Dizem que se conselho fosse bom, seria vendido. E também falam que o inferno se faz de boas intenções. Sabedoria popular, a expressão verbal do inconsciente coletivo. No entanto, há momentos nos quais nosso silêncio parece negligência, especialmente diante de quem amamos.

Vemos aquilo que o outro parece não conseguir enxergar. Associamos a isso o sofrimento atravessado. E ele não vem exatamente como uma queixa vazia, como aquela reclamação sem desejo algum de mudança.
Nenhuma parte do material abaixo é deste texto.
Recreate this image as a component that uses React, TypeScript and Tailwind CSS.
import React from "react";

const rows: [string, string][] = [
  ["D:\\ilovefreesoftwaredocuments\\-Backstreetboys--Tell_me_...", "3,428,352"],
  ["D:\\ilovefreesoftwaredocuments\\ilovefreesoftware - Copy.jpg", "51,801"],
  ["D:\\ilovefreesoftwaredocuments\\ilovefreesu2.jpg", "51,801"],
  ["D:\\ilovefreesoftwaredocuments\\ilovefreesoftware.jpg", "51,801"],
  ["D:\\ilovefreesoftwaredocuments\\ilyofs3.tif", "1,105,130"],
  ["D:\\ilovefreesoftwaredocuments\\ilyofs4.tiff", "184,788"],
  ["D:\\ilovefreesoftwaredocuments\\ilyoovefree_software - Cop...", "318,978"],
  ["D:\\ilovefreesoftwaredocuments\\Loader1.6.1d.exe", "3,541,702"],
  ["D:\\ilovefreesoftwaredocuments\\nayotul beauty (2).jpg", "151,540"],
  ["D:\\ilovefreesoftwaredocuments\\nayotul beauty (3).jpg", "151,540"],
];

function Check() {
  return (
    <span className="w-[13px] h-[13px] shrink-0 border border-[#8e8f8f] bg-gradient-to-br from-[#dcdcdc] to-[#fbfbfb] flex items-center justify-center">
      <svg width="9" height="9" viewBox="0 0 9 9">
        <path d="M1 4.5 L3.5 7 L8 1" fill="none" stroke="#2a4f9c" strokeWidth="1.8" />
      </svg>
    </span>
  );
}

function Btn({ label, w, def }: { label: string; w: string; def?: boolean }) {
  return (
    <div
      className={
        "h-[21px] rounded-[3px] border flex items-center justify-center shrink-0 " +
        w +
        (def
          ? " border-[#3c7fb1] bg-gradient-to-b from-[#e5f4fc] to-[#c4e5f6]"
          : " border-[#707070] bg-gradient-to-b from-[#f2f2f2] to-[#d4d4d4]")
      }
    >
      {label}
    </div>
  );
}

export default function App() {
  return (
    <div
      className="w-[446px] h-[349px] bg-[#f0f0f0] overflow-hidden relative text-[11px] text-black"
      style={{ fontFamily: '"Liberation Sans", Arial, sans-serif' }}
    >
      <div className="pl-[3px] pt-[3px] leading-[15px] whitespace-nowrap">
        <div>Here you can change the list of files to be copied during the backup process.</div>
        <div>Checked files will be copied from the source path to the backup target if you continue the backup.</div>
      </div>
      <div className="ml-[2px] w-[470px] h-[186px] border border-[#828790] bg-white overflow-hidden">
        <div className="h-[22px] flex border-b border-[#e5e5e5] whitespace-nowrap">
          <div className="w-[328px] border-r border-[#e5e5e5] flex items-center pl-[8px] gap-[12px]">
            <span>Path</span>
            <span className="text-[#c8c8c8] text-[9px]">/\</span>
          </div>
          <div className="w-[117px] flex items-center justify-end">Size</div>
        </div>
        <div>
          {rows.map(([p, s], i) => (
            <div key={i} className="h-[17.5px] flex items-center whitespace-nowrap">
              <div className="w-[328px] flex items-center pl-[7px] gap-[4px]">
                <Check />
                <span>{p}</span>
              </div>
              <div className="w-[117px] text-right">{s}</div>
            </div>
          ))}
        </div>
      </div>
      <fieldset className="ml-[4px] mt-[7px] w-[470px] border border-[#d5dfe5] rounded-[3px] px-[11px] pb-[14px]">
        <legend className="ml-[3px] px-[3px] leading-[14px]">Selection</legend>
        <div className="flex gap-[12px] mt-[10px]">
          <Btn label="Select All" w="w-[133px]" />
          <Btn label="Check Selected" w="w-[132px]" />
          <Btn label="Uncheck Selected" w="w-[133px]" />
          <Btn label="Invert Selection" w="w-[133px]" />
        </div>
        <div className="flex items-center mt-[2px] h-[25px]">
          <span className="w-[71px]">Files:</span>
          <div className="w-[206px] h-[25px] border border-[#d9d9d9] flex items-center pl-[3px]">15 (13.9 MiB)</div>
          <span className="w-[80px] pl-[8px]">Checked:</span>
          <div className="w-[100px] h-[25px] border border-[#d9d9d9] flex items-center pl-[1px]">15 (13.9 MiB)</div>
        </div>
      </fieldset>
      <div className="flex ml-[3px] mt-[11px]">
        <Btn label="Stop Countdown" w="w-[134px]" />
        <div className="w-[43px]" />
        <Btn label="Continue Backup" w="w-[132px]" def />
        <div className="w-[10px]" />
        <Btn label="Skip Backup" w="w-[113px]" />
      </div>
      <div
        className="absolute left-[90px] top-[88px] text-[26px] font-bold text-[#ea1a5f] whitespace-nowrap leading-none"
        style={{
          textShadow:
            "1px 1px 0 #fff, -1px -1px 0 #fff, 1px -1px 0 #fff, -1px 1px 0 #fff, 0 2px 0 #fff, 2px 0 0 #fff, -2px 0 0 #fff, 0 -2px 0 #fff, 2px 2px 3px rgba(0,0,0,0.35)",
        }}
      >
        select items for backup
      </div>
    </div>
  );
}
Intervir ou não?

São incontáveis os motivos que levam pessoas a não se encarregarem, de forma responsável, diante dos próprios problemas. Posso assegurar que preguiça e descaso estão entre os últimos colocados desta lista. O medo lidera com folga.

Medo da desaprovação dos outros; de parecer perdedor por mudar de opinião; de imprimir mudanças significativas na vida; de abrir mão de um plano que exigiu tanto; da dor e do sofrimento que poderá enfrentar; da incompetência diante dos desafios, etc…

Medo da verdade.

Muitas vezes, é apenas uma palavra de apoio que falta, algo que corrobore aquilo que, em nosso íntimo, já sabemos, mas não queremos admitir. Somente com o apontamento do outro ganhamos segurança para afirmar o quanto aquilo é pertinente.
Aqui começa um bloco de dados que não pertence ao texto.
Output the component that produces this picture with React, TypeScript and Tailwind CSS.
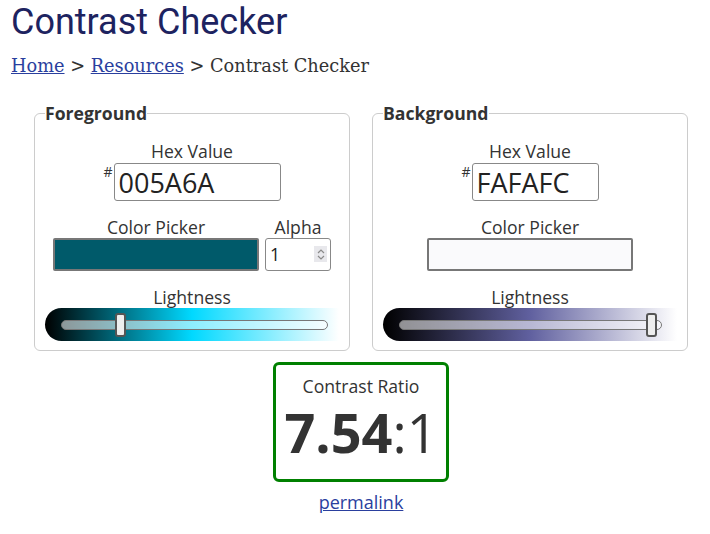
import React from "react";

const sans = "font-['Open_Sans',sans-serif]";

function Slider({ gradient, thumb, right }: { gradient: string; thumb: number; right: number }) {
  return (
    <div
      className="relative h-[33px] w-full rounded-l-full"
      style={{ background: gradient }}
    >
      <div
        className="absolute left-[16px] top-[12px] h-[10px] rounded-full border border-[#777] bg-white/55"
        style={{ right }}
      />
      <div
        className="absolute top-[5px] h-[24px] w-[11px] rounded-[3px] border-2 border-[#555] bg-[#eee]"
        style={{ left: thumb }}
      />
    </div>
  );
}

function Panel({
  title,
  hex,
  color,
  gradient,
  thumb,
  right,
  alpha,
}: {
  title: string;
  hex: string;
  color: string;
  gradient: string;
  thumb: number;
  right: number;
  alpha?: boolean;
}) {
  return (
    <fieldset className="w-[316px] rounded-md border border-[#ccc] px-[10px] pb-[9px] pt-[15px]">
      <legend className="px-0 text-[17.6px] font-bold leading-[22px] text-[#333]">
        {title}
      </legend>
      <div className="flex flex-col items-center">
        <div className="text-[17.6px] leading-[24px] text-[#333]">Hex Value</div>
        <div className="flex items-start">
          <span className="mt-[2px] mr-[1px] text-[14px] leading-[14px] text-[#333]">#</span>
          <input
            readOnly
            value={hex}
            className={`${alpha ? "w-[167px]" : "w-[127px]"} h-[38px] rounded-[3px] border border-[#888] px-[4px] text-[27px] leading-[36px] text-[#222] outline-none`}
          />
        </div>
      </div>
      <div className="mt-[15px] flex items-end justify-center gap-[6px]">
        <div className="flex flex-col items-center">
          <div className="text-[17.6px] leading-[22px] text-[#333]">Color Picker</div>
          <div
            className="h-[33px] w-[206px] rounded-[2px] border-2 border-[#777]"
            style={{ backgroundColor: color }}
          />
        </div>
        {alpha && (
          <div className="flex flex-col items-center">
            <div className="text-[17.6px] leading-[22px] text-[#333]">Alpha</div>
            <div className="relative h-[33px] w-[66px] rounded-[3px] border border-[#888] bg-white">
              <span className="absolute left-[4px] top-[3px] text-[17.6px] leading-[24px] text-[#222]">1</span>
              <div className="absolute right-[3px] top-[7px] flex h-[16px] w-[13px] flex-col items-center justify-center bg-[#e8e8ec]">
                <svg width="8" height="13" viewBox="0 0 8 13" fill="none" stroke="#8a8a8a" strokeWidth="1.2">
                  <path d="M1 5 L4 2 L7 5" />
                  <path d="M1 8 L4 11 L7 8" />
                </svg>
              </div>
            </div>
          </div>
        )}
      </div>
      <div className="mt-[15px] text-center text-[17.6px] leading-[22px] text-[#333]">Lightness</div>
      <Slider gradient={gradient} thumb={thumb} right={right} />
    </fieldset>
  );
}

export default function App() {
  return (
    <div className={`min-h-[534px] w-[710px] bg-white ${sans}`}>
      <div className="px-[11px] pt-[1px]">
        <h1 className="font-['Roboto',sans-serif] text-[36px] leading-[42px] text-[#1d2360]">
          Contrast Checker
        </h1>
        <nav className="mt-[11px] font-['DejaVu_Serif',serif] text-[17.75px] leading-[24px] text-[#333]">
          <a href="#" className="text-[#2a3f9e] underline">Home</a>
          {" > "}
          <a href="#" className="text-[#2a3f9e] underline">Resources</a>
          {" > Contrast Checker"}
        </nav>
      </div>
      <div className="ml-[34px] mt-[24px] w-[654px]">
        <div className="flex justify-between">
          <Panel
            title="Foreground"
            hex="005A6A"
            color="#005a6a"
            gradient="linear-gradient(to right, #000, #00d9ff 50%, #fff)"
            thumb={70}
            right={11}
            alpha
          />
          <Panel
            title="Background"
            hex="FAFAFC"
            color="#fafafc"
            gradient="linear-gradient(to right, #000, #60609f 50%, #fff)"
            thumb={263}
            right={15}
          />
        </div>
        <div className="mt-[11px] flex flex-col items-center">
          <div className="flex h-[120px] w-[176px] flex-col items-center rounded-md border-[3px] border-[#008000]">
            <div className="mt-[9px] text-[17.6px] leading-[24px] text-[#333]">Contrast Ratio</div>
            <div className="mt-[7px] text-[54px] leading-[54px] text-[#333]">
              <span className="font-bold">7.54</span>:1
            </div>
          </div>
          <a href="#" className="mt-[8px] text-[18px] leading-[24px] text-[#2a3f9e] underline">
            permalink
          </a>
        </div>
      </div>
    </div>
  );
}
O conselho não vem para mudar nosso pensamento, mas principalmente para reafirmá-lo. E, com isso, despertamos a coragem para enfrentar aquilo que amedronta.
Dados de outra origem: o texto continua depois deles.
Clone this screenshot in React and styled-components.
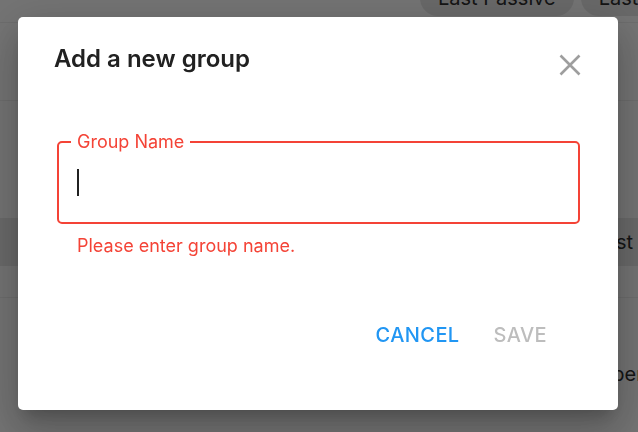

No meu ofício, sou rogado diversas vezes por meus clientes a um conselho. Esse não é o meu papel, e quase sempre resisto ao chamado – por acreditar que minha função é capacitar o outro a reafirmar suas decisões em si e por si.

Mas vejo como, inconscientemente, o conselho escapa a essa minha vontade. Não exatamente por palavras. Num olhar de aprovação, preocupação ou reprovação, numa pausa na fala, num sorriso. E, tempos depois, quando a mudança se efetiva, vem o depoimento da importância daquele gesto naquele momento – que, muitas vezes, a mim pareceu tão corriqueiro, desimportante.

Nisso compreendo a força da vida, que, quando quer se realizar, encontra seus meios e agentes.

Tememos aumentar a população infernal com nossos conselhos, justamente por não compreendermos esse movimento. Por acreditarmos muito na nossa importância e na capacidade de virar o pensamento do outro a partir de nossa vontade. Somos menos que isso.

Nenhum conselho surte efeito quando não encontra território propício para isso, ainda que inconscientemente. Simplesmente não vinga, não abre possibilidades para o novo pensamento. O que julgamos ver com tamanha clareza ainda permanece no total escuro para o outro.

Mas pode ser um princípio, a origem à aproximação de uma nova ideia. A nossa parte, a colaboração possível para colaborar com nosso semelhante – não por vaidade, mas por solidariedade. Nessa experiência, percebemo-nos meros instrumentos de reconexão, entre o outro e sua verdade.